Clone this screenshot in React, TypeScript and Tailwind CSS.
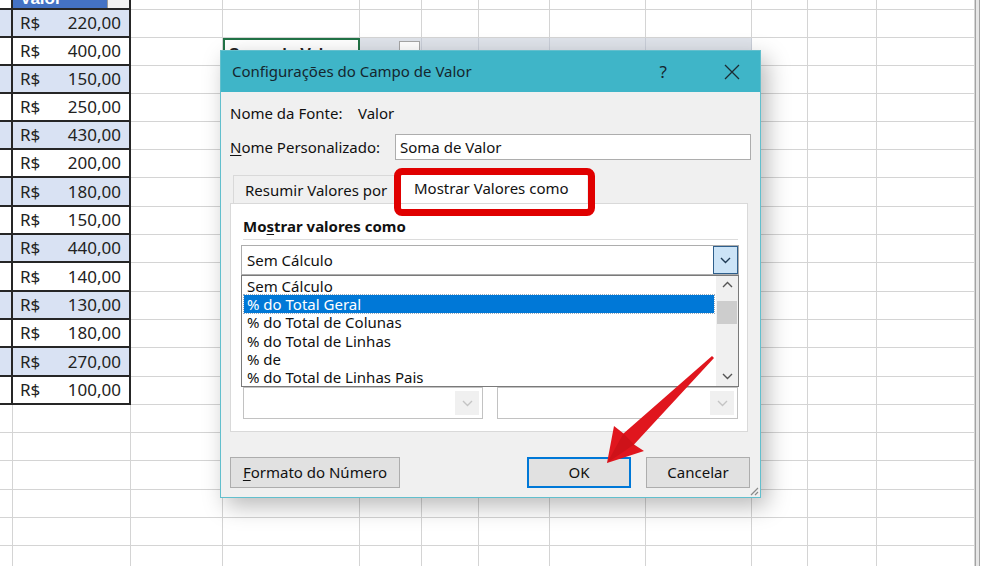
import React from 'react';

const COLS = [13, 118, 92, 137, 62, 57, 71, 96, 106, 56, 69, 98];
const ROWS = [0, 10, 38, 66, 94, 122, 150, 178, 207, 235, 263, 292, 320, 348, 377, 405, 433, 461, 490, 518, 546, 574];
const VALUES = ['220,00', '400,00', '150,00', '250,00', '430,00', '200,00', '180,00', '150,00', '440,00', '140,00', '130,00', '180,00', '270,00', '100,00'];
const ITEMS = ['Sem Cálculo', '% do Total Geral', '% do Total de Colunas', '% do Total de Linhas', '% de', '% do Total de Linhas Pais'];

const Chevron = ({ color = '#333', up = false }: { color?: string; up?: boolean }) => (
  <svg width="11" height="7" viewBox="0 0 11 7">
    <path d={up ? 'M1 6 L5.5 1.5 L10 6' : 'M1 1 L5.5 5.5 L10 1'} fill="none" stroke={color} strokeWidth="1.4" />
  </svg>
);

function SheetCell({ r, c }: { r: number; c: number }) {
  const w = COLS[c];
  const inTable = c <= 1 && r >= 1 && r <= 14;

  if (r === 0) {
    if (c === 0) return <div style={{ width: w }} className="h-full border-r-2 border-b-2 border-[#262626] bg-white" />;
    if (c === 1)
      return (
        <div style={{ width: w }} className="h-full flex border-r-2 border-b-2 border-[#262626] overflow-hidden">
          <div className="flex-1 bg-[#4472c4] pl-[7px] overflow-hidden">
            <div className="-mt-[11px] leading-[20px] text-[17px] font-bold text-white">Valor</div>
          </div>
          <div className="w-[22px] bg-[#f2f2f2] border-l border-[#9a9a9a]" />
        </div>
      );
  }

  if (inTable) {
    const band = r % 2 === 1;
    return (
      <div
        style={{ width: w }}
        className={`h-full border-r-2 border-b-2 border-[#262626] flex items-center ${band ? 'bg-[#d9e2f3]' : 'bg-white'}`}
      >
        {c === 1 && (
          <div className="flex-1 flex justify-between pl-[7px] pr-[8px] text-[17px] text-[#222] font-['Noto_Sans',sans-serif]">
            <span>R$</span>
            <span>{VALUES[r - 1]}</span>
          </div>
        )}
      </div>
    );
  }

  if (r === 2 && c === 3) {
    return (
      <div style={{ width: w }} className="h-full border-2 border-[#217346] pl-[4px] pt-[3px] text-[16px] font-bold text-[#222]">
        Soma de Valor
      </div>
    );
  }
  if (r === 2 && c >= 4 && c <= 8) {
    return (
      <div style={{ width: w }} className="h-full border-r border-b border-[#c9ced8] bg-[#dfe3ea]">
        {c === 4 && <div className="ml-[39px] mt-[3px] w-[21px] h-[22px] bg-white border border-[#a6a6a6]" />}
      </div>
    );
  }

  return <div style={{ width: w }} className="h-full border-r border-b border-[#d4d4d4] bg-white" />;
}

function Sheet() {
  return (
    <div className="flex">
      <div className="flex flex-col w-[975px] font-['Liberation_Sans',sans-serif]">
        {ROWS.slice(0, -1).map((top, r) => (
          <div key={r} style={{ height: ROWS[r + 1] - top }} className="flex">
            {COLS.map((_, c) => (
              <SheetCell key={c} r={r} c={c} />
            ))}
          </div>
        ))}
      </div>
      <div className="w-[5px] h-[566px] border-x border-[#a3a3a3] bg-[#e6e6e6]" />
      <div className="flex-1 bg-white" />
    </div>
  );
}

function Dialog() {
  return (
    <div className="absolute left-[220px] top-[50px] w-[541px] h-[448px] border border-[#62bfcd] bg-[#f0f0f0] shadow-[6px_8px_22px_rgba(0,0,0,0.28)] flex flex-col font-['Noto_Sans',sans-serif] text-[15px] text-[#111]">
      {/* title bar */}
      <div className="h-[41px] bg-[#3fb5c8] flex items-center pl-[11px] text-[#15262e]">
        <span className="flex-1">Configurações do Campo de Valor</span>
        <span className="mr-[57px] text-[17px]">?</span>
        <svg width="16" height="16" viewBox="0 0 16 16" className="mr-[20px]">
          <path d="M1 1 L15 15 M15 1 L1 15" stroke="#1c2b33" strokeWidth="1.3" />
        </svg>
      </div>

      <div className="flex flex-col px-[9px]">
        <div className="mt-[11px] h-[20px] flex items-center">
          <span className="w-[128px]">Nome da Fonte:</span>
          <span>Valor</span>
        </div>
        <div className="mt-[11px] h-[26px] flex items-center">
          <span className="w-[165px]">
            <span className="underline underline-offset-2">N</span>ome Personalizado:
          </span>
          <div className="flex-1 h-full bg-white border border-[#adadad] flex items-center pl-[4px]">Soma de Valor</div>
        </div>

        {/* tabs */}
        <div className="mt-[12px] h-[31px] flex items-end">
          <div className="ml-[3px] w-[168px] h-[28px] border-t border-l border-[#d9d9d9] flex items-center pl-[11px] pt-[2px]">
            Resumir Valores por
          </div>
          <div className="w-[186px] h-[31px] bg-white flex items-center pl-[13px] pt-[2px]">Mostrar Valores como</div>
        </div>

        <div className="w-[518px] h-[229px] bg-white border border-[#d9d9d9] flex flex-col">
          <div className="mt-[12px] ml-[12px] h-[20px] flex items-center font-bold">
            Mo<span className="underline underline-offset-2">s</span>trar valores como
          </div>
          <div className="mt-[3px] ml-[12px] mr-[9px] h-px bg-[#dcdcdc]" />

          {/* combo */}
          <div className="mt-[5px] ml-[10px] w-[498px] h-[30px] bg-white border border-[#adadad] flex items-center">
            <span className="flex-1 pl-[5px]">Sem Cálculo</span>
            <div className="w-[25px] h-full bg-[#cce4f7] border border-[#2e5f8c] flex items-center justify-center">
              <Chevron color="#1f3b55" />
            </div>
          </div>

          {/* list */}
          <div className="ml-[10px] w-[498px] h-[112px] bg-white border border-[#7a7a7a] flex">
            <div className="flex-1 flex flex-col pt-[1px] pl-[2px] pr-[2px]">
              {ITEMS.map((it, i) => (
                <div
                  key={it}
                  className={`h-[18.4px] leading-[18px] pl-[3px] whitespace-nowrap ${
                    i === 1 ? 'bg-[#0078d7] text-white outline-1 outline-dotted outline-[#9ab]' : ''
                  }`}
                >
                  {it}
                </div>
              ))}
            </div>
            <div className="w-[22px] bg-[#f0f0f0] flex flex-col items-center">
              <div className="h-[17px] flex items-center">
                <Chevron color="#555" up />
              </div>
              <div className="mt-[8px] w-[20px] h-[23px] bg-[#cdcdcd]" />
              <div className="flex-1" />
              <div className="h-[20px] flex items-center">
                <Chevron color="#555" />
              </div>
            </div>
          </div>

          {/* disabled combos */}
          <div className="ml-[12px] flex gap-[14px]">
            <div className="w-[240px] h-[32px] bg-white border border-[#c2c2c2] flex justify-end p-[3px]">
              <div className="w-[24px] h-full bg-[#f0f0f0] flex items-center justify-center">
                <Chevron color="#c4c4c4" />
              </div>
            </div>
            <div className="w-[241px] h-[32px] bg-white border border-[#c2c2c2] flex justify-end p-[3px]">
              <div className="w-[24px] h-full bg-[#f0f0f0] flex items-center justify-center">
                <Chevron color="#c4c4c4" />
              </div>
            </div>
          </div>
        </div>

        {/* buttons */}
        <div className="mt-[25px] h-[31px] flex">
          <div className="w-[170px] h-full bg-[#e1e1e1] border border-[#adadad] flex items-center justify-center">
            <span>
              <span className="underline underline-offset-2">F</span>ormato do Número
            </span>
          </div>
          <div className="flex-1" />
          <div className="w-[104px] h-full bg-[#e1e1e1] border-2 border-[#0078d7] flex items-center justify-center">OK</div>
          <div className="ml-[15px] mr-[1px] w-[104px] h-full bg-[#e1e1e1] border border-[#adadad] flex items-center justify-center">
            Cancelar
          </div>
        </div>
      </div>

      {/* red highlight around tab */}
      <div className="absolute left-[173px] top-[117px] w-[201px] h-[48px] border-[7px] border-[#e00000] rounded-[8px]" />

      {/* resize grip */}
      <svg width="11" height="11" viewBox="0 0 11 11" className="absolute right-[1px] bottom-[1px]">
        <path d="M10 3 L3 10 M10 7 L7 10" stroke="#8a8a8a" strokeWidth="1.2" />
      </svg>
    </div>
  );
}

export default function App() {
  return (
    <div className="relative w-[984px] h-[566px] overflow-hidden bg-white">
      <Sheet />
      <Dialog />
      <svg width="984" height="566" className="absolute left-0 top-0 pointer-events-none">
        <polygon
          points="607,463 614,426 623.5,433.5 712,356 714,358 634,444.5 644,451"
          fill="#e0161e"
        />
        <polygon points="607,463 623.5,433.5 634,444.5" fill="#b80d14" opacity="0.45" />
      </svg>
    </div>
  );
}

STATED TASK –
Pull out each line holding the string "React".

REPLY TO THE EXERCISE –
Clone this screenshot in React, TypeScript and Tailwind CSS.
import React from 'react';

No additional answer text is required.